## WHAT YOU ARE ASKED TO DO:
Report the count of lines containing the word "screenshot" in the entries below, and nothing more.
---------- THE DATA ----------
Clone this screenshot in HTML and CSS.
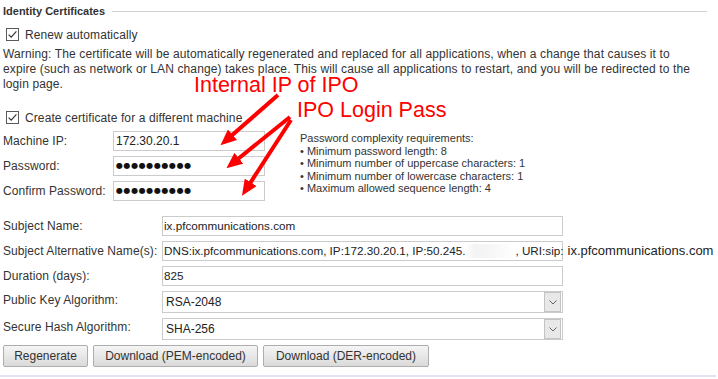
FILE: index.html
```html
<!DOCTYPE html>
<html lang="en">
<head>
<meta charset="utf-8">
<title>Identity Certificates</title>
<link rel="stylesheet" href="styles.css">
</head>
<body>
<div class="panel">
  <div class="legend">
    <span class="legend-title">Identity Certificates</span>
    <span class="legend-rule"></span>
  </div>

  <label class="check check-renew">
    <svg class="box" viewBox="0 0 13 13" width="13" height="13"><rect x="0.5" y="0.5" width="12" height="12" fill="#fff" stroke="#5a5a5a"/><polyline points="2.6,6.6 5.2,9.2 10.4,3.4" fill="none" stroke="#333" stroke-width="1.2"/></svg>
    <span>Renew automatically</span>
  </label>

  <p class="warn">Warning: The certificate will be automatically regenerated and replaced for all applications, when a change that causes it to expire (such as network or LAN change) takes place. This will cause all applications to restart, and you will be redirected to the login page.</p>

  <label class="check check-machine">
    <svg class="box" viewBox="0 0 13 13" width="13" height="13"><rect x="0.5" y="0.5" width="12" height="12" fill="#fff" stroke="#5a5a5a"/><polyline points="2.6,6.6 5.2,9.2 10.4,3.4" fill="none" stroke="#333" stroke-width="1.2"/></svg>
    <span>Create certificate for a different machine</span>
  </label>

  <div class="machine">
    <div class="machine-grid">
      <span class="label">Machine IP:</span>
      <div class="field">172.30.20.1</div>
      <span class="label">Password:</span>
      <div class="field field-dots">●●●●●●●●●●</div>
      <span class="label">Confirm Password:</span>
      <div class="field field-dots">●●●●●●●●●●</div>
    </div>
    <ul class="reqs">
      <li>Password complexity requirements:</li>
      <li>• Minimum password length: 8</li>
      <li>• Minimum number of uppercase characters: 1</li>
      <li>• Minimum number of lowercase characters: 1</li>
      <li>• Maximum allowed sequence length: 4</li>
    </ul>
  </div>

  <div class="fields">
    <span class="label">Subject Name:</span>
    <div class="field field-wide">ix.pfcommunications.com</div>
    <span class="label">Subject Alternative Name(s):</span>
    <div class="field field-wide field-overflow">DNS:ix.pfcommunications.com, IP:172.30.20.1, IP:50.245.<span class="redact"></span>, URI:sip:<span class="outside">ix.pfcommunications.com</span></div>
    <span class="label">Duration (days):</span>
    <div class="field field-wide">825</div>
    <span class="label label-select">Public Key Algorithm:</span>
    <div class="select"><span>RSA-2048</span><span class="select-btn"><svg viewBox="0 0 8 5" width="8" height="5"><polyline points="0.5,0.5 4,4 7.5,0.5" fill="none" stroke="#666" stroke-width="1"/></svg></span></div>
    <span class="label label-select">Secure Hash Algorithm:</span>
    <div class="select"><span>SHA-256</span><span class="select-btn"><svg viewBox="0 0 8 5" width="8" height="5"><polyline points="0.5,0.5 4,4 7.5,0.5" fill="none" stroke="#666" stroke-width="1"/></svg></span></div>
  </div>

  <div class="buttons">
    <button class="btn btn-regen">Regenerate</button>
    <button class="btn btn-pem">Download (PEM-encoded)</button>
    <button class="btn btn-der">Download (DER-encoded)</button>
  </div>

  <div class="bottom-rule"></div>

  <span class="note note-ip">Internal IP of IPO</span>
  <span class="note note-pass">IPO Login Pass</span>
  <svg class="arrows" width="718" height="379" viewBox="0 0 718 379">
    <defs>
      <marker id="head" markerUnits="userSpaceOnUse" markerWidth="16" markerHeight="14" refX="6" refY="7" orient="auto">
        <path d="M0,0 L16,7 L0,14 z" fill="#f00"/>
      </marker>
    </defs>
    <line x1="278" y1="95" x2="228" y2="138.7" stroke="#f00" stroke-width="4" marker-end="url(#head)"/>
    <line x1="290" y1="117" x2="234.2" y2="162" stroke="#f00" stroke-width="4" marker-end="url(#head)"/>
    <line x1="291" y1="120" x2="247.4" y2="187.3" stroke="#f00" stroke-width="4" marker-end="url(#head)"/>
  </svg>
</div>
</body>
</html>
```

FILE: styles.css
```css
* { box-sizing: border-box; }
html, body { margin: 0; padding: 0; background: #fff; }
body {
  font-family: "Liberation Sans", Arial, sans-serif;
  font-size: 12px;
  color: #333;
  width: 718px;
  height: 379px;
  overflow: hidden;
}
.panel {
  position: relative;
  width: 718px;
  height: 379px;
  padding-left: 3px;
}
.legend {
  display: flex;
  align-items: center;
  height: 22px;
  width: 704px;
  gap: 7px;
}
.legend-title { font-weight: bold; font-size: 11px; color: #333; }
.legend-rule { flex: 1; height: 1px; background: #cfcfcf; }

.check {
  display: flex;
  align-items: center;
  gap: 6px;
  height: 13px;
  margin-left: 3px;
  letter-spacing: 0.1px;
}
.check-renew { margin-top: 6px; }
.check-machine { margin-top: 19px; }
.box { display: block; flex: none; }

.warn {
  margin: 6px 0 0;
  line-height: 15px;
  max-width: 690px;
  letter-spacing: 0.12px;
}

.machine {
  display: flex;
  align-items: flex-start;
  margin-top: 7px;
}
.machine-grid {
  display: grid;
  grid-template-columns: 110px 152px;
  grid-auto-rows: 20px;
  row-gap: 5px;
  align-items: center;
}
.reqs {
  list-style: none;
  margin: 0 0 0 35px;
  padding: 1px 0 0;
  font-size: 11px;
  line-height: 12.5px;
  color: #333;
}

.label { white-space: nowrap; letter-spacing: 0.08px; }

.field {
  height: 20px;
  border: 1px solid #cbcbcb;
  background: #fff;
  padding: 0 2px;
  line-height: 18px;
  white-space: nowrap;
  color: #222;
  overflow: hidden;
}
.field-wide { font-size: 11.7px; padding-left: 1px; }
.field-dots {
  font-family: "DejaVu Sans", sans-serif;
  font-size: 8px;
  letter-spacing: 0.6px;
  color: #111;
}
.field-overflow { overflow: visible; }
.redact {
  display: inline-block;
  width: 50px;
  height: 14px;
  vertical-align: -3px;
  background: linear-gradient(90deg, #fff 0%, #f3f3f3 20%, #f6f6f6 50%, #fff 100%);
}
.outside { margin-left: 4px; font-size: 13px; }

.fields {
  display: grid;
  grid-template-columns: 159px 401px;
  grid-template-rows: 20px 20px 20px 22px 22px;
  row-gap: 5px;
  margin-top: 15px;
  align-items: center;
}
.label-select { align-self: start; padding-top: 2px; }

.select {
  height: 22px;
  border: 1px solid #cbcbcb;
  background: #fff;
  display: flex;
  align-items: center;
  justify-content: space-between;
  padding: 0 1px 0 3px;
  color: #222;
}
.select-btn {
  width: 17px;
  height: 20px;
  background: #e8e8e8;
  border: 1px solid #c4c4c4;
  display: flex;
  align-items: center;
  justify-content: center;
}
.select-btn svg { display: block; }

.buttons {
  display: flex;
  gap: 5px;
  margin-top: 5px;
}
.btn {
  height: 22px;
  padding: 0 10px;
  font-family: "Liberation Sans", Arial, sans-serif;
  font-size: 12px;
  color: #333;
  border: 1px solid #adadad;
  border-radius: 2px;
  background: linear-gradient(#f5f5f5, #dadada);
}
.btn-regen { width: 85px; }
.btn-pem { width: 165px; }
.btn-der { width: 166px; }

.bottom-rule {
  height: 2px;
  margin: 8px 0 0 -3px;
  width: 716px;
  background: #e2e2f4;
}

.note {
  position: absolute;
  font-family: "Liberation Sans", Arial, sans-serif;
  font-size: 21.5px;
  line-height: 1;
  color: #f00;
  white-space: nowrap;
}
.note-ip { left: 194px; top: 74.5px; }
.note-pass { left: 297px; top: 100px; }

.arrows {
  position: absolute;
  left: 0;
  top: 0;
  pointer-events: none;
}
```
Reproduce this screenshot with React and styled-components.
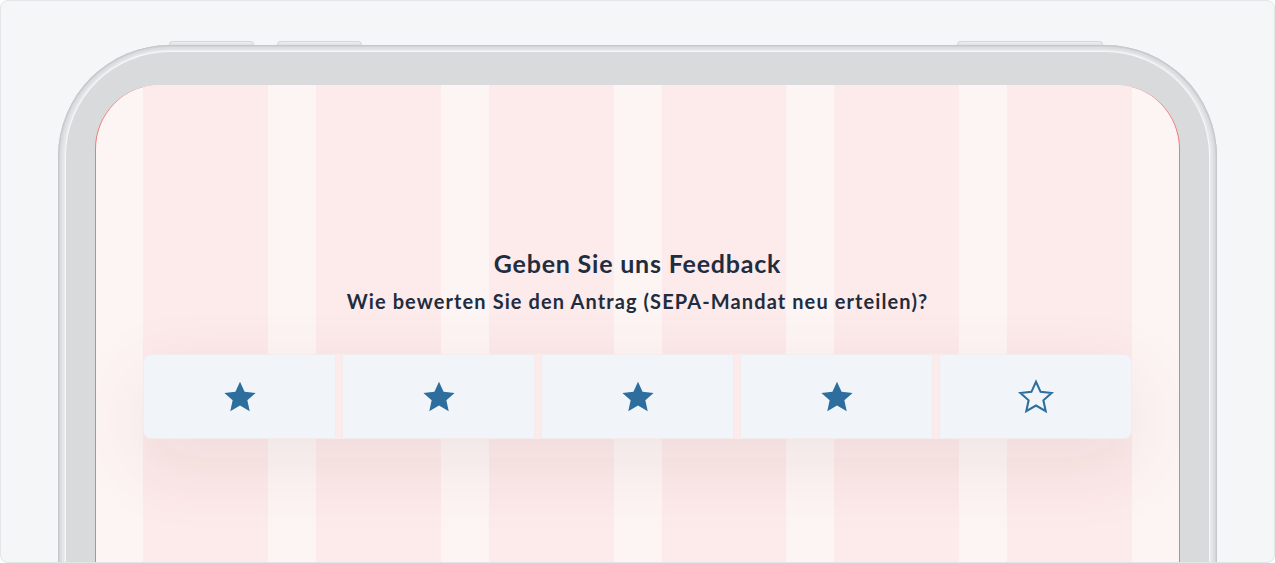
----------
## CORRECT ANSWER:
2